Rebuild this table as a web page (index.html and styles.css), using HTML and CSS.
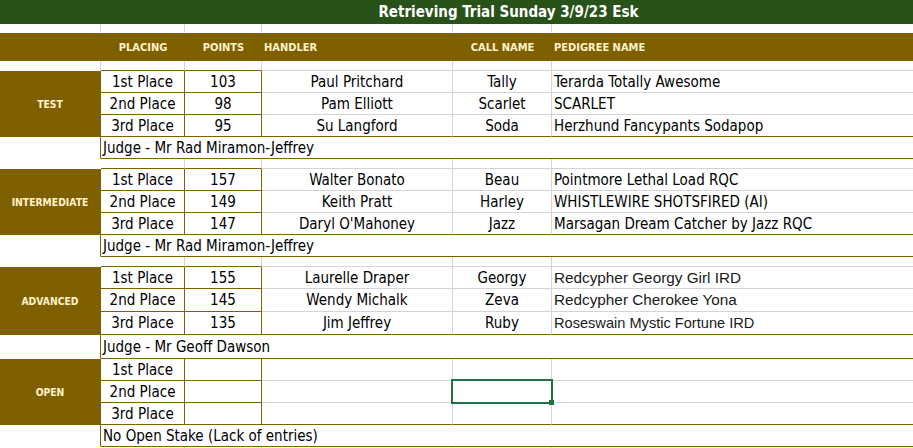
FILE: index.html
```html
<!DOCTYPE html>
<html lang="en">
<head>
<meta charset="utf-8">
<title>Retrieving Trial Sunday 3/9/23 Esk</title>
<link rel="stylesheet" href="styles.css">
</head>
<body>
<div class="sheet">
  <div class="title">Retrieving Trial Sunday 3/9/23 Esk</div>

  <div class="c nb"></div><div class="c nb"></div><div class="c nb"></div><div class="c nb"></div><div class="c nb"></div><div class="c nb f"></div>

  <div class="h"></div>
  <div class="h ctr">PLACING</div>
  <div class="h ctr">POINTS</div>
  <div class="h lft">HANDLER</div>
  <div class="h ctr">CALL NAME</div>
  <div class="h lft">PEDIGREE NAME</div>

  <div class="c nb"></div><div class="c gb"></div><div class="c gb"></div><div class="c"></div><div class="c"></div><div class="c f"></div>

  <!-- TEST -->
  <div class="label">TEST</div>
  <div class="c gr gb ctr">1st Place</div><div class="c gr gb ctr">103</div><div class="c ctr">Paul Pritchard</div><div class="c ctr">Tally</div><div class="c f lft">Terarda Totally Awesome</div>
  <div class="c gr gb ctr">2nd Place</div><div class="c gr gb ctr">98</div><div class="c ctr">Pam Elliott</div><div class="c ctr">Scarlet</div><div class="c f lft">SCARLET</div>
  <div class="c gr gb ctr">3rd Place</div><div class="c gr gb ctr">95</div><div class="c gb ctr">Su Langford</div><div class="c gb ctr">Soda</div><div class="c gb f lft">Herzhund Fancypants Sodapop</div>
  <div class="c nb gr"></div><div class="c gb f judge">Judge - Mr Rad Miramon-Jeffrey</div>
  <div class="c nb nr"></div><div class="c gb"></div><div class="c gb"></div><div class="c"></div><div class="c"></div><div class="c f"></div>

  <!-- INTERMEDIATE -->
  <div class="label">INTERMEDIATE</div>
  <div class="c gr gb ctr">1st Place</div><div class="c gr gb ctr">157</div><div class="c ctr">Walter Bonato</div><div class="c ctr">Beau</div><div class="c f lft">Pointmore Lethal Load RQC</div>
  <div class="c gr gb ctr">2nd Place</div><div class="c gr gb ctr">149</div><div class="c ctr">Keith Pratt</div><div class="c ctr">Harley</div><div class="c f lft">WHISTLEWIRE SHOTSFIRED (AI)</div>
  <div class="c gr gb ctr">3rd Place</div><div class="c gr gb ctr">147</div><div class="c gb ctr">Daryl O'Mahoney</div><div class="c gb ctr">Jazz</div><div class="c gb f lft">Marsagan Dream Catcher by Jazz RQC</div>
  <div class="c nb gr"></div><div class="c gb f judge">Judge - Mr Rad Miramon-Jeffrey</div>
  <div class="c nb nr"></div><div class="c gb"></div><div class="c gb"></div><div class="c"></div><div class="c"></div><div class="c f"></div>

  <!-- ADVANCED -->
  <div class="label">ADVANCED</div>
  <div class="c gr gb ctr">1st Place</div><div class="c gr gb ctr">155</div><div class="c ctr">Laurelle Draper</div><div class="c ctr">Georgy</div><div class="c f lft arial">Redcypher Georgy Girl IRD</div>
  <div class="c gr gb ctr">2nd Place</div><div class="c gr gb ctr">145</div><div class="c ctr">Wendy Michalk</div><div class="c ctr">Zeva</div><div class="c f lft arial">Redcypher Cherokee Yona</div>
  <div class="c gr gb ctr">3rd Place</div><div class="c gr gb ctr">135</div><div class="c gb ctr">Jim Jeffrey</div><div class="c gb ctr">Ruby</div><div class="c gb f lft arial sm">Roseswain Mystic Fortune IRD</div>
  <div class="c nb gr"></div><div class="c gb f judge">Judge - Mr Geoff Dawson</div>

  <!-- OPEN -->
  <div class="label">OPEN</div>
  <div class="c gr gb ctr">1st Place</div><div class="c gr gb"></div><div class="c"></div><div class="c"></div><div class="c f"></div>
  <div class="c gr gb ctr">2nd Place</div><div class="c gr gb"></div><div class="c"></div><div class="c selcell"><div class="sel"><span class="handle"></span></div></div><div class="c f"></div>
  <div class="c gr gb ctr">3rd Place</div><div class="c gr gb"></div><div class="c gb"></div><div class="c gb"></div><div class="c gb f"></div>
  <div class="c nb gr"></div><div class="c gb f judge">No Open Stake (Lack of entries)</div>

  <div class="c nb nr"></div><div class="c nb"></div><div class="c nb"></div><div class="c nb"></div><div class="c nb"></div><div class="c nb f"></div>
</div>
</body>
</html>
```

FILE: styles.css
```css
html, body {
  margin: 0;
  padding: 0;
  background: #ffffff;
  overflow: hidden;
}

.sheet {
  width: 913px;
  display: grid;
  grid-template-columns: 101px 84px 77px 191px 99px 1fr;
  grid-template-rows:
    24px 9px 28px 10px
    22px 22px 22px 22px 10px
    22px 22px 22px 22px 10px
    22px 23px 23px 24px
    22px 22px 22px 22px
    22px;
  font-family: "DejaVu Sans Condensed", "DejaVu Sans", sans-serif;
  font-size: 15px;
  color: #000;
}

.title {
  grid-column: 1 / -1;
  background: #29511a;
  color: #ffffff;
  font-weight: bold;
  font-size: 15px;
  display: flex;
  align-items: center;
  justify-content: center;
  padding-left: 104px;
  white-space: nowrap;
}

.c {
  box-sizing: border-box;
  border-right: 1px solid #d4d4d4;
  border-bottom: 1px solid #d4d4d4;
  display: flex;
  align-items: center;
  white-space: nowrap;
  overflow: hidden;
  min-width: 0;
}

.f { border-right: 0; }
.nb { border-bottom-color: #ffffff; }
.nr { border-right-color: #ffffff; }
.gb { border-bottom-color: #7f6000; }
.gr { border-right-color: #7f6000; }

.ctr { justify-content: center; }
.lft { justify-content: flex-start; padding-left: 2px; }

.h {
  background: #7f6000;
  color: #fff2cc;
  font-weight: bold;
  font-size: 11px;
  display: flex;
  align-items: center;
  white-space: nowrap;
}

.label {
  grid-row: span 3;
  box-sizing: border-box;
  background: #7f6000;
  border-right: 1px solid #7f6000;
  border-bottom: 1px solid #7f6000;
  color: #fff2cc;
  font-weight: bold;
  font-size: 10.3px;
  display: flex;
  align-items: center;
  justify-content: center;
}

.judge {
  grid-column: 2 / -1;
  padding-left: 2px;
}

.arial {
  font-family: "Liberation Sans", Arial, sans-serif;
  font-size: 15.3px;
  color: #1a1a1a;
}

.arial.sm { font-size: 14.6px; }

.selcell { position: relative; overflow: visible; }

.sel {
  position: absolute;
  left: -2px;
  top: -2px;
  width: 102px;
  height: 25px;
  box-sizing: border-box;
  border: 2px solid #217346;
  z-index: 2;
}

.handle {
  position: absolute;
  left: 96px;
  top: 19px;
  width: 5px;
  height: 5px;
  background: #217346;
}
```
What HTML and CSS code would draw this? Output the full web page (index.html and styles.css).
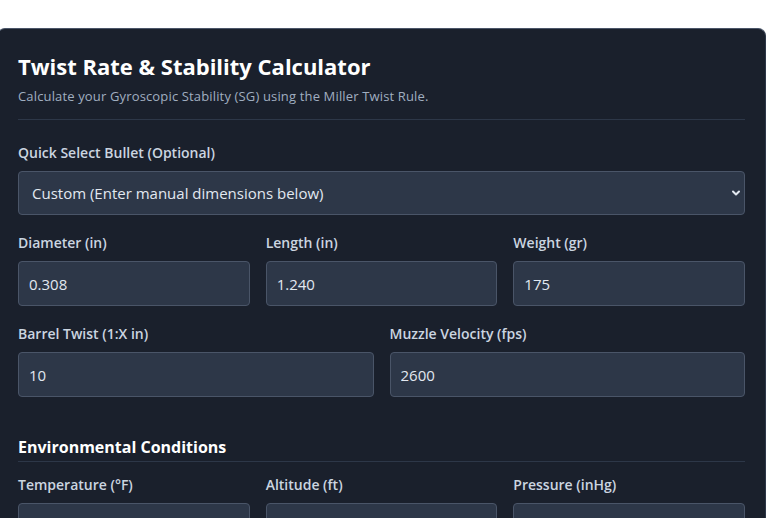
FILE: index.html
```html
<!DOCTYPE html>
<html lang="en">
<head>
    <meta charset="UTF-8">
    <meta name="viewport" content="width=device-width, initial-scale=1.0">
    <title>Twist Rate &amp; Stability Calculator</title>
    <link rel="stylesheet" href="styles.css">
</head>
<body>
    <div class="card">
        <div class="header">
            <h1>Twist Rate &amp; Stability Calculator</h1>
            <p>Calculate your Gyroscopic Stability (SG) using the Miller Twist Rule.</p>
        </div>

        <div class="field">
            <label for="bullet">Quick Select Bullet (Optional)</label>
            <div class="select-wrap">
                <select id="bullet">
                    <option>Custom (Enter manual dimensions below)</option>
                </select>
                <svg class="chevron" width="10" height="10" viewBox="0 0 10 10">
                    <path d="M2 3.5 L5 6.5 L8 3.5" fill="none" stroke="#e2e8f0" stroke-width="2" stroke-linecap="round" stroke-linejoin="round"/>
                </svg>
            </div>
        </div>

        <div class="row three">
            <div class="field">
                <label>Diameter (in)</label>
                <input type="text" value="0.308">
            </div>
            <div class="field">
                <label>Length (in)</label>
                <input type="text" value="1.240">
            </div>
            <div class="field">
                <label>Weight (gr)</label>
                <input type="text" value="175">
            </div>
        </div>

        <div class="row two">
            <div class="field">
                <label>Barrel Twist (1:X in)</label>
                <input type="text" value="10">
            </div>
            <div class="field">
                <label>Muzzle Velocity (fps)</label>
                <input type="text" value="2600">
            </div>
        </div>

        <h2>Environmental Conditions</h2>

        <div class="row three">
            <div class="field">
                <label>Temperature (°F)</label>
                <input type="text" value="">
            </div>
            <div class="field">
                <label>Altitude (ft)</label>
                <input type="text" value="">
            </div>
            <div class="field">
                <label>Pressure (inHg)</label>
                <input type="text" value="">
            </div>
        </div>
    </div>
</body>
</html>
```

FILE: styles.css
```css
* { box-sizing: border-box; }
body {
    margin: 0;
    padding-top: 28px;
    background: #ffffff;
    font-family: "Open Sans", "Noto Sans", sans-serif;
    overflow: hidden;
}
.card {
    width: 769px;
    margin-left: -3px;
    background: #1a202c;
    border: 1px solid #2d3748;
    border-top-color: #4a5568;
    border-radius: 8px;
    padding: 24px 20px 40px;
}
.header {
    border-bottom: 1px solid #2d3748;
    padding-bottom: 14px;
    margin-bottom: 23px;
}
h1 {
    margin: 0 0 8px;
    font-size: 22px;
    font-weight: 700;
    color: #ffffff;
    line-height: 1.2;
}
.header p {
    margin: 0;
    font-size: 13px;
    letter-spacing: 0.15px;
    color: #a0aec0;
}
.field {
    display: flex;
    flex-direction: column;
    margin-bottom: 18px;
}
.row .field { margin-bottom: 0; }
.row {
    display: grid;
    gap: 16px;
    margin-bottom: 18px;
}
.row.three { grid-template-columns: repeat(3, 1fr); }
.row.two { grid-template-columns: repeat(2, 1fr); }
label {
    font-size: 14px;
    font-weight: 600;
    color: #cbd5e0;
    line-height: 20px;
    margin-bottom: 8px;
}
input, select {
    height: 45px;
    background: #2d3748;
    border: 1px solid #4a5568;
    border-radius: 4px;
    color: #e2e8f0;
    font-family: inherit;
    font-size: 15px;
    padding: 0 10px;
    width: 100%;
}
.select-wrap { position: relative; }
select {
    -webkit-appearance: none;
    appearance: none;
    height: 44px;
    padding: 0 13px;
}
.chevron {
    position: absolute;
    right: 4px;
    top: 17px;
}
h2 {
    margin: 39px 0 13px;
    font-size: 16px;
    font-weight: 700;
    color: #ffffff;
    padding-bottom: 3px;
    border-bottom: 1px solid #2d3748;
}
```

WHAT IS BEING ASKED: Lines from the records above that hold "this" are the ones to list.

EXERCISE SOLUTION:
Rebuild this table as a web page (index.html and styles.css), using HTML and CSS.
What HTML and CSS code would draw this? Output the full web page (index.html and styles.css).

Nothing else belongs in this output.